On ne peut donc pas affirmer que l'action humaine ne peut qu'accélérer la dégradation de la planète. Inversement il est faut de prétendre que la biosphère finira toujours quoi que nous fassions par s'auto-réguler (hypothèse Gaîa) car les ajustements résultants de l'auto-régulation risquent de dépasser les limites extrêmement fines permettant l'épanouissement de la vie.
Ainsi le développement durable récuse l'idée que le simple rétablissement de la vérité marchande suffit à sécréter la norme de reproduction de la nature, et il rejette (par ce que la vie est évolution) la perspective d'une croissance nulle ou négative. On parle de gestion normative sous contrainte.

L'objectif est d'articuler, sans réductionnisme ni exclusion, les logiques différentes et en partie contradictoires de la nature que l'on transforme, de l'économie qui la transforme et des hommes pour lesquels on la transforme.

Les modèles relevant de cette logique de développement durable
Le modèle BARBIER et MARKANDYIA (École de Londres)
Ce modèle subordonne l'optimisation économique au respect des contraintes environnementales majeures que sont:
Les rythmes de reconstitution des ressources renouvelables
Les perspectives de substitution de nouvelles ressources à des ressources épuisables
Les rythmes d'auto-épuration des milieux
Le modèle ECCO (Enhancement of Carrying Capacity Options) de KING et SLESSER
Ce modèle exprime la dimension réelle des flux économiques en termes énergétiques. Il confronte ces flux à la capacité de charge (elle-même exprimée énergétiquement) des systèmes économiques et naturels au sein desquels ils se déploient.

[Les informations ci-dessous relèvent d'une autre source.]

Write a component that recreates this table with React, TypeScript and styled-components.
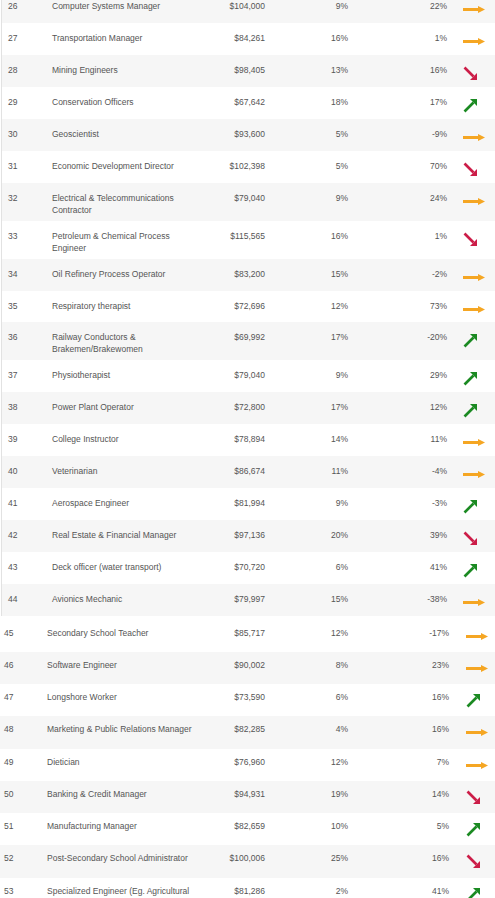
import React from "react";
import styled, { createGlobalStyle } from "styled-components";

const Global = createGlobalStyle`
  html, body { margin: 0; padding: 0; background: #ffffff; }
  body { overflow: hidden; }
`;

type Trend = "flat" | "up" | "down";
type Item = [number, string, string, string, string, Trend];

const topRows: Item[] = [
  [26, "Computer Systems Manager", "$104,000", "9%", "22%", "flat"],
  [27, "Transportation Manager", "$84,261", "16%", "1%", "flat"],
  [28, "Mining Engineers", "$98,405", "13%", "16%", "down"],
  [29, "Conservation Officers", "$67,642", "18%", "17%", "up"],
  [30, "Geoscientist", "$93,600", "5%", "-9%", "flat"],
  [31, "Economic Development Director", "$102,398", "5%", "70%", "down"],
  [32, "Electrical & Telecommunications Contractor", "$79,040", "9%", "24%", "flat"],
  [33, "Petroleum & Chemical Process Engineer", "$115,565", "16%", "1%", "down"],
  [34, "Oil Refinery Process Operator", "$83,200", "15%", "-2%", "flat"],
  [35, "Respiratory therapist", "$72,696", "12%", "73%", "flat"],
  [36, "Railway Conductors & Brakemen/Brakewomen", "$69,992", "17%", "-20%", "up"],
  [37, "Physiotherapist", "$79,040", "9%", "29%", "up"],
  [38, "Power Plant Operator", "$72,800", "17%", "12%", "up"],
  [39, "College Instructor", "$78,894", "14%", "11%", "flat"],
  [40, "Veterinarian", "$86,674", "11%", "-4%", "flat"],
  [41, "Aerospace Engineer", "$81,994", "9%", "-3%", "up"],
  [42, "Real Estate & Financial Manager", "$97,136", "20%", "39%", "down"],
  [43, "Deck officer (water transport)", "$70,720", "6%", "41%", "up"],
  [44, "Avionics Mechanic", "$79,997", "15%", "-38%", "flat"],
];

const bottomRows: Item[] = [
  [45, "Secondary School Teacher", "$85,717", "12%", "-17%", "flat"],
  [46, "Software Engineer", "$90,002", "8%", "23%", "flat"],
  [47, "Longshore Worker", "$73,590", "6%", "16%", "up"],
  [48, "Marketing & Public Relations Manager", "$82,285", "4%", "16%", "flat"],
  [49, "Dietician", "$76,960", "12%", "7%", "flat"],
  [50, "Banking & Credit Manager", "$94,931", "19%", "14%", "down"],
  [51, "Manufacturing Manager", "$82,659", "10%", "5%", "up"],
  [52, "Post-Secondary School Administrator", "$100,006", "25%", "16%", "down"],
  [53, "Specialized Engineer (Eg. Agricultural", "$81,286", "2%", "41%", "up"],
];

const Page = styled.div`
  width: 495px;
  overflow: hidden;
  font-family: "Liberation Sans", Arial, sans-serif;
  font-size: 8.5px;
  color: #555555;
`;

const TopTable = styled.div`
  margin-top: -9px;
  margin-left: 1px;
  border-left: 1px solid #e2e2e2;
`;

const BottomTable = styled.div`
  margin-top: 3.6px;
`;

const Row = styled.div<{ $cols: string; $minH: number; $pt: number; $gray: boolean }>`
  display: grid;
  grid-template-columns: ${(p) => p.$cols};
  box-sizing: border-box;
  min-height: ${(p) => p.$minH}px;
  padding-top: ${(p) => p.$pt}px;
  padding-bottom: 5px;
  background: ${(p) => (p.$gray ? "#f6f6f6" : "#ffffff")};
  line-height: 12px;
`;

const Cell = styled.div<{ $align?: "left" | "right"; $pl?: number; $pr?: number }>`
  text-align: ${(p) => p.$align || "left"};
  padding-left: ${(p) => p.$pl || 0}px;
  padding-right: ${(p) => p.$pr || 0}px;
`;

const ArrowSvg = styled.svg`
  display: block;
  margin-top: 2px;
`;

const Arrow: React.FC<{ t: Trend }> = ({ t }) => {
  if (t === "flat") {
    return (
      <ArrowSvg width="24" height="14" viewBox="0 0 24 14">
        <line x1="1" y1="7.5" x2="17" y2="7.5" stroke="#f5a623" strokeWidth="3" />
        <polygon points="16,4 23,7.5 16,11" fill="#f5a623" />
      </ArrowSvg>
    );
  }
  if (t === "down") {
    return (
      <ArrowSvg width="18" height="16" viewBox="0 0 18 16">
        <line x1="2.5" y1="1.5" x2="11.5" y2="10.5" stroke="#cc1d48" strokeWidth="2.6" />
        <polygon points="15,14 8,14 15,7" fill="#cc1d48" />
      </ArrowSvg>
    );
  }
  return (
    <ArrowSvg width="18" height="16" viewBox="0 0 18 16">
      <line x1="2.5" y1="13.5" x2="11.5" y2="4.5" stroke="#1b8a22" strokeWidth="2.6" />
      <polygon points="15,1 8,1 15,8" fill="#1b8a22" />
    </ArrowSvg>
  );
};

type Layout = {
  cols: string;
  minH: number;
  pt: number;
  rankPl: number;
  arrowPl: number;
};

const topLayout: Layout = {
  cols: "50px 138px 75px 83px 99px 1fr",
  minH: 31.9,
  pt: 9,
  rankPl: 6,
  arrowPl: 15,
};

const bottomLayout: Layout = {
  cols: "47px 153px 65px 83px 101px 1fr",
  minH: 32.25,
  pt: 7,
  rankPl: 4,
  arrowPl: 16,
};

const DataRow: React.FC<{ item: Item; layout: Layout; gray: boolean }> = ({ item, layout, gray }) => {
  const [rank, name, salary, pct, growth, trend] = item;
  return (
    <Row $cols={layout.cols} $minH={layout.minH} $pt={layout.pt} $gray={gray}>
      <Cell $pl={layout.rankPl}>{rank}</Cell>
      <Cell $pr={4}>{name}</Cell>
      <Cell $align="right">{salary}</Cell>
      <Cell $align="right">{pct}</Cell>
      <Cell $align="right">{growth}</Cell>
      <Cell $pl={layout.arrowPl}>
        <Arrow t={trend} />
      </Cell>
    </Row>
  );
};

export default function App() {
  return (
    <Page>
      <Global />
      <TopTable>
        {topRows.map((r, i) => (
          <DataRow key={r[0]} item={r} layout={topLayout} gray={i % 2 === 0} />
        ))}
      </TopTable>
      <BottomTable>
        {bottomRows.map((r, i) => (
          <DataRow key={r[0]} item={r} layout={bottomLayout} gray={i % 2 === 1} />
        ))}
      </BottomTable>
    </Page>
  );
}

Entrée de l'éthique en économie grâce à la perspective de solidarité intergénérationnelle
Les conséquences de nos actes s'étendent à la planète toute entière et au sort des générations futures. Devant les atteintes globales portées à la biosphère, les hommes peuvent être individuellement innocents et collectivement responsables ; tous coupables et victimes en même temps ; et surtout il ne saurait y avoir entre générations présentes et générations encore inexistantes cette réciprocité sur laquelle se fondraient les droits et devoirs des uns envers les autres.

C'est pourquoi, le philosophe allemand Hans JONAS propose un «principe responsabilité» formulé de la façon suivante: «Agis de façon que les effets de ton action soient compatibles avec la permanence d'une vie authentiquement humaine sur terre».

Le problème soulevé par ce principe réside dans le contenu de la vie «authentiquement humaine» que l'on entend assurer aux générations futures, lequel ne saurait être objectivement établi. Quelles seront les sources de satisfaction de ces dernières ? Notre appréciation sur ce point dépend des jugements de valeur de chacun.

Pour René Passet, l'essentiel n'est pas là. Il se situe dans l'apparition de l'éthique dans le champ du questionnement économique.